Task details
Reproduce every line of the listing as written, apart from the pictures.
★ ★ ★ ★
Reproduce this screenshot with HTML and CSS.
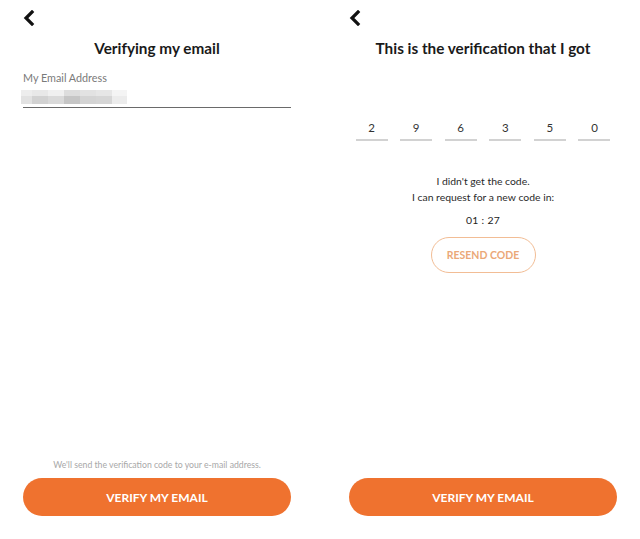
FILE: index.html
```html
<!DOCTYPE html>
<html>
<head>
<meta charset="utf-8">
<link rel="stylesheet" href="styles.css">
</head>
<body>
<div class="screen">
  <div class="top">
    <svg class="back" width="12" height="16" viewBox="0 0 12 16"><path d="M9 2 L3 8 L9 14" fill="none" stroke="#111" stroke-width="3.2" stroke-linecap="square"/></svg>
  </div>
  <h1 class="title">Verifying my email</h1>
  <div class="field">
    <div class="label">My Email Address</div>
    <div class="value">
      <span class="px p1"></span><span class="px p2"></span><span class="px p3"></span><span class="px p4"></span><span class="px p5"></span><span class="px p6"></span><span class="px p7"></span>
    </div>
  </div>
  <div class="spacer"></div>
  <p class="hint">We'll send the verification code to your e-mail address.</p>
  <button class="primary">VERIFY MY EMAIL</button>
</div>
<div class="screen">
  <div class="top">
    <svg class="back" width="12" height="16" viewBox="0 0 12 16"><path d="M9 2 L3 8 L9 14" fill="none" stroke="#111" stroke-width="3.2" stroke-linecap="square"/></svg>
  </div>
  <h1 class="title">This is the verification that I got</h1>
  <div class="code">
    <span class="digit">2</span><span class="digit">9</span><span class="digit">6</span><span class="digit">3</span><span class="digit">5</span><span class="digit">0</span>
  </div>
  <p class="info">I didn't get the code.<br>I can request for a new code in:</p>
  <p class="timer">01 : 27</p>
  <div class="resend-row"><button class="resend">RESEND CODE</button></div>
  <div class="spacer"></div>
  <button class="primary">VERIFY MY EMAIL</button>
</div>
</body>
</html>
```
FILE: styles.css
```css
html, body {
  margin: 0;
  padding: 0;
  background: #fff;
}
body {
  display: flex;
  gap: 12px;
  width: 640px;
  height: 539px;
  font-family: Lato, "Open Sans", sans-serif;
  color: #222;
}
.screen {
  width: 314px;
  height: 539px;
  display: flex;
  flex-direction: column;
  box-sizing: border-box;
  padding: 0 23px 23px;
}
.top {
  height: 30px;
  padding-top: 10px;
  box-sizing: border-box;
}
.back {
  display: block;
}
.title {
  margin: 8px 0 0;
  font-size: 15.3px;
  line-height: 20px;
  font-weight: 700;
  text-align: center;
  color: #1a1a1a;
}
.field {
  margin-top: 13px;
}
.label {
  font-size: 10.8px;
  line-height: 14px;
  color: #7a7a7a;
}
.value {
  display: flex;
  height: 14px;
  margin-top: 5px;
  margin-left: -2px;
}
.field::after {
  content: "";
  display: block;
  height: 1px;
  margin-top: 3px;
  background: #6a6a6a;
}
.px { display: block; height: 14px; }
.p1 { width: 11px; background: linear-gradient(#ededed 40%, #e2e2e2 40%); }
.p2 { width: 16px; background: linear-gradient(#e8e8e8 40%, #d2d2d2 40%); }
.p3 { width: 16px; background: linear-gradient(#f0f0f0 40%, #dadada 40%); }
.p4 { width: 16px; background: linear-gradient(#dddddd 40%, #c6c6c6 40%); }
.p5 { width: 16px; background: linear-gradient(#e2e2e2 40%, #d4d4d4 40%); }
.p6 { width: 16px; background: linear-gradient(#e6e6e6 40%, #d6d6d6 40%); }
.p7 { width: 15px; background: linear-gradient(#f4f4f4 40%, #ececec 40%); }
.spacer { flex: 1; }
.hint {
  margin: 0 0 7px;
  font-size: 8.7px;
  line-height: 12px;
  color: #a8a8a8;
  text-align: center;
}
.primary {
  display: block;
  width: 268px;
  height: 38px;
  border: 0;
  border-radius: 19px;
  background: #ef722f;
  color: #fff;
  font-family: Lato, sans-serif;
  font-weight: 700;
  font-size: 12px;
  padding: 0;
}
.code {
  display: flex;
  justify-content: center;
  gap: 12.6px;
  margin-top: 63px;
}
.digit {
  width: 32px;
  text-align: center;
  font-size: 11.5px;
  line-height: 14px;
  padding-bottom: 4px;
  border-bottom: 2px solid #d2d2d2;
  color: #333;
}
.info {
  margin: 32px 0 0;
  font-size: 10.4px;
  line-height: 16px;
  text-align: center;
  color: #2a2a2a;
}
.timer {
  margin: 8px 0 0;
  font-size: 10.4px;
  line-height: 14px;
  text-align: center;
  color: #222;
  letter-spacing: 0.3px;
}
.resend-row {
  display: flex;
  justify-content: center;
  margin-top: 10px;
}
.resend {
  width: 105px;
  height: 36px;
  border: 1.5px solid #f2bd95;
  border-radius: 18px;
  background: #fff;
  color: #eba878;
  font-family: Lato, sans-serif;
  font-weight: 700;
  font-size: 10.5px;
  padding: 0;
}
```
★ ★ ★ ★
Answer to the problem
Reproduce this screenshot with HTML and CSS.
FILE: index.html
```html
<!DOCTYPE html>
<html>
<head>
<meta charset="utf-8">
<link rel="stylesheet" href="styles.css">
</head>
<body>
<div class="screen">
  <div class="top">
    <svg class="back" width="12" height="16" viewBox="0 0 12 16"><path d="M9 2 L3 8 L9 14" fill="none" stroke="#111" stroke-width="3.2" stroke-linecap="square"/></svg>
  </div>
  <h1 class="title">Verifying my email</h1>
  <div class="field">
    <div class="label">My Email Address</div>
    <div class="value">
      <span class="px p1"></span><span class="px p2"></span><span class="px p3"></span><span class="px p4"></span><span class="px p5"></span><span class="px p6"></span><span class="px p7"></span>
    </div>
  </div>
  <div class="spacer"></div>
  <p class="hint">We'll send the verification code to your e-mail address.</p>
  <button class="primary">VERIFY MY EMAIL</button>
</div>
<div class="screen">
  <div class="top">
    <svg class="back" width="12" height="16" viewBox="0 0 12 16"><path d="M9 2 L3 8 L9 14" fill="none" stroke="#111" stroke-width="3.2" stroke-linecap="square"/></svg>
  </div>
  <h1 class="title">This is the verification that I got</h1>
  <div class="code">
    <span class="digit">2</span><span class="digit">9</span><span class="digit">6</span><span class="digit">3</span><span class="digit">5</span><span class="digit">0</span>
  </div>
  <p class="info">I didn't get the code.<br>I can request for a new code in:</p>
  <p class="timer">01 : 27</p>
  <div class="resend-row"><button class="resend">RESEND CODE</button></div>
  <div class="spacer"></div>
  <button class="primary">VERIFY MY EMAIL</button>
</div>
</body>
</html>
```
FILE: styles.css
```css
html, body {
  margin: 0;
  padding: 0;
  background: #fff;
}
body {
  display: flex;
  gap: 12px;
  width: 640px;
  height: 539px;
  font-family: Lato, "Open Sans", sans-serif;
  color: #222;
}
.screen {
  width: 314px;
  height: 539px;
  display: flex;
  flex-direction: column;
  box-sizing: border-box;
  padding: 0 23px 23px;
}
.top {
  height: 30px;
  padding-top: 10px;
  box-sizing: border-box;
}
.back {
  display: block;
}
.title {
  margin: 8px 0 0;
  font-size: 15.3px;
  line-height: 20px;
  font-weight: 700;
  text-align: center;
  color: #1a1a1a;
}
.field {
  margin-top: 13px;
}
.label {
  font-size: 10.8px;
  line-height: 14px;
  color: #7a7a7a;
}
.value {
  display: flex;
  height: 14px;
  margin-top: 5px;
  margin-left: -2px;
}
.field::after {
  content: "";
  display: block;
  height: 1px;
  margin-top: 3px;
  background: #6a6a6a;
}
.px { display: block; height: 14px; }
.p1 { width: 11px; background: linear-gradient(#ededed 40%, #e2e2e2 40%); }
.p2 { width: 16px; background: linear-gradient(#e8e8e8 40%, #d2d2d2 40%); }
.p3 { width: 16px; background: linear-gradient(#f0f0f0 40%, #dadada 40%); }
.p4 { width: 16px; background: linear-gradient(#dddddd 40%, #c6c6c6 40%); }
.p5 { width: 16px; background: linear-gradient(#e2e2e2 40%, #d4d4d4 40%); }
.p6 { width: 16px; background: linear-gradient(#e6e6e6 40%, #d6d6d6 40%); }
.p7 { width: 15px; background: linear-gradient(#f4f4f4 40%, #ececec 40%); }
.spacer { flex: 1; }
.hint {
  margin: 0 0 7px;
  font-size: 8.7px;
  line-height: 12px;
  color: #a8a8a8;
  text-align: center;
}
.primary {
  display: block;
  width: 268px;
  height: 38px;
  border: 0;
  border-radius: 19px;
  background: #ef722f;
  color: #fff;
  font-family: Lato, sans-serif;
  font-weight: 700;
  font-size: 12px;
  padding: 0;
}
.code {
  display: flex;
  justify-content: center;
  gap: 12.6px;
  margin-top: 63px;
}
.digit {
  width: 32px;
  text-align: center;
  font-size: 11.5px;
  line-height: 14px;
  padding-bottom: 4px;
  border-bottom: 2px solid #d2d2d2;
  color: #333;
}
.info {
  margin: 32px 0 0;
  font-size: 10.4px;
  line-height: 16px;
  text-align: center;
  color: #2a2a2a;
}
.timer {
  margin: 8px 0 0;
  font-size: 10.4px;
  line-height: 14px;
  text-align: center;
  color: #222;
  letter-spacing: 0.3px;
}
.resend-row {
  display: flex;
  justify-content: center;
  margin-top: 10px;
}
.resend {
  width: 105px;
  height: 36px;
  border: 1.5px solid #f2bd95;
  border-radius: 18px;
  background: #fff;
  color: #eba878;
  font-family: Lato, sans-serif;
  font-weight: 700;
  font-size: 10.5px;
  padding: 0;
}
```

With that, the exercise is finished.